According to the National Institute of Diabetes and Digestive and Kidney Diseases, tests may vary depending on the severity of constipation and even the patient’s age. All factors included, the following tests are available:

  • Colonoscopy - This procedure is used to view your rectum and entire column through video imaging
  • Colorectal Transit Studies - These are tests that show how well stool moves through your colon through the use of radiopaque markers or scintigraphy.
  • Anorectal Function Tests - These studies would show problems in your anus or rectum, the most common type of which is anal manometry.

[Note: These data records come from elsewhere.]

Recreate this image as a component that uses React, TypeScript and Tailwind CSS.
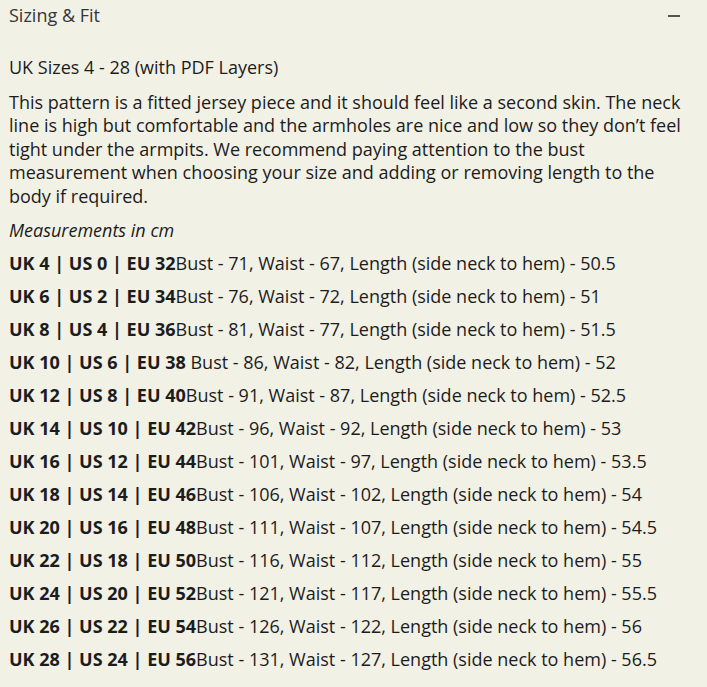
const rows: [string, string][] = [
  ["UK 4 | US 0 | EU 32", "Bust - 71, Waist - 67, Length (side neck to hem) - 50.5"],
  ["UK 6 | US 2 | EU 34", "Bust - 76, Waist - 72, Length (side neck to hem) - 51"],
  ["UK 8 | US 4 | EU 36", "Bust - 81, Waist - 77, Length (side neck to hem) - 51.5"],
  ["UK 10 | US 6 | EU 38", " Bust - 86, Waist - 82, Length (side neck to hem) - 52"],
  ["UK 12 | US 8 | EU 40", "Bust - 91, Waist - 87, Length (side neck to hem) - 52.5"],
  ["UK 14 | US 10 | EU 42", "Bust - 96, Waist - 92, Length (side neck to hem) - 53"],
  ["UK 16 | US 12 | EU 44", "Bust - 101, Waist - 97, Length (side neck to hem) - 53.5"],
  ["UK 18 | US 14 | EU 46", "Bust - 106, Waist - 102, Length (side neck to hem) - 54"],
  ["UK 20 | US 16 | EU 48", "Bust - 111, Waist - 107, Length (side neck to hem) - 54.5"],
  ["UK 22 | US 18 | EU 50", "Bust - 116, Waist - 112, Length (side neck to hem) - 55"],
  ["UK 24 | US 20 | EU 52", "Bust - 121, Waist - 117, Length (side neck to hem) - 55.5"],
  ["UK 26 | US 22 | EU 54", "Bust - 126, Waist - 122, Length (side neck to hem) - 56"],
  ["UK 28 | US 24 | EU 56", "Bust - 131, Waist - 127, Length (side neck to hem) - 56.5"],
];

export default function App() {
  return (
    <div className="min-h-[687px] bg-[#f2f1e6] px-[9px] text-[#1c1c1c] font-['Open_Sans',sans-serif] text-[18px]">
      {/* accordion header */}
      <div className="flex h-[31px] items-center justify-between">
        <span className="text-[#363636] leading-[23.5px]">Sizing &amp; Fit</span>
        <span className="mr-[18px] block h-[2px] w-[12px] bg-[#555]" />
      </div>

      {/* body */}
      <div className="pt-[25px] leading-[23.5px]">
        <p>UK Sizes 4 - 28 (with PDF Layers)</p>
        <p className="mt-[11px]">
          This pattern is a fitted jersey piece and it should feel like a second skin. The neck
          <br />
          line is high but comfortable and the armholes are nice and low so they don’t feel
          <br />
          tight under the armpits. We recommend paying attention to the bust
          <br />
          measurement when choosing your size and adding or removing length to the
          <br />
          body if required.
        </p>
        <p className="mt-[11px] italic">Measurements in cm</p>
        <div className="mt-[9.5px] flex flex-col gap-[9.5px]">
          {rows.map(([size, m]) => (
            <p key={size} className="whitespace-pre">
              <strong className="font-bold">{size}</strong>
              {m}
            </p>
          ))}
        </div>
      </div>
    </div>
  );
}
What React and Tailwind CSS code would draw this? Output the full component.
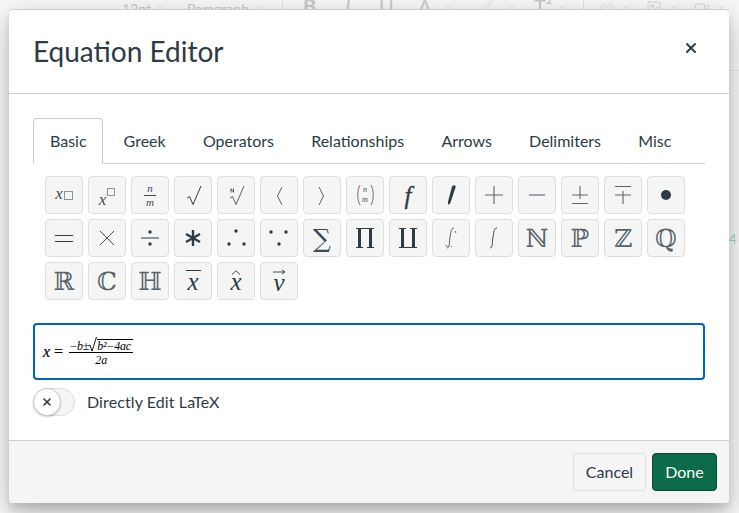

This measures the pressure in within the anorectal area and can detect the presence of nerve and/or muscle problems that prevent normal transit of stools.
  • Lower GI Series or Radiography - This makes use of barium that is allowed to travel through the entire colon. A radiographic picture of your entire digestive tract is taken to determine the presence of blockages or anatomical problems that prevent normal defecation.
  • Imaging Studies (like Magnetic Resonance Imaging or Computerized Tomography scan) - This will help determine the presence of medical conditions that may be causing constipation.

Causes of Constipation

Just like any condition, constipation can have several causes, and can be because of something as simple as a change in one’s diet or as complicated hypothyroidism or Parkinson’s Disease. Common causes include:

  • Diet low in fiber
  • Poor fluid or water intake
  • Sudden shift to a sedentary lifestyle from an active one; lack in exercise
  • Ignoring the urge to pass stools
  • Pregnancy
  • Intake of medications that cause constipation (antacids, anti-depressants, calcium and iron supplements)
  • Presence of medical conditions such as diabetes, hypothyroidism, muscular dystrophy, Multiple Sclerosis, Parkinson’s Disease, Spinal Cord Injury, Irritable Bowel Syndrome or Disorder

Complications of Chronic Constipation

Complications often arise in the later, more advanced stage of constipation. Because of the inability to relieve signs and symptoms early on, you may experience greater difficulty in passing stools, which are often very hard and try. Often due to straining, complications like the following may arise:

  • Hemorrhoids or swelling of the veins around the anus
  • Fecal Impaction or accumulation of hardened stools that is difficult to pass out
  • Rectal Prolapse or protrusion of a certain part of the anus due to difficulty in passing stools or straining
  • Anal Fissure or tiny tears in the anus

Addressing Constipation

In simple cases, laxatives often address the problem and can relieve you immediately. Because there are different types of laxatives, and different over-the-counter medications available to almost any individual, and it is important to determine the cause of the constipation so that the appropriate medication can be given. Consult your doctor prior to taking any medication. For your information, some of the more commonly used agents include:

  • Bulk-forming agents
  • Osmotic agents
  • Stool softeners
  • Lubricants
  • Stimulants

Preventing Constipation

Knowing the causes of constipation is the first step in preventing this condition from developing. Problems in regular bowel movement can arise in as early as childhood, so it is best to practice good toilet habits while you or your children are young. The following tips are helpful in preventing constipation:

  • Eat a well-balanced diet with lots of fruits and vegetables and include a variety of fiber-rich food
  • Load up on water daily, 2-3 liters for women, 3-4 liters for men depending on the amount of physical activity in a day
  • Exercise regularly or do a little walking from time to time. This increases motility in your digestive tract.
  • Do bowel training. Set a specific time each day, usually best during the least busy part of your day. Sit in the toilet bowl until you feel the urge. Do this daily and your digestive tract will be trained like clock-work.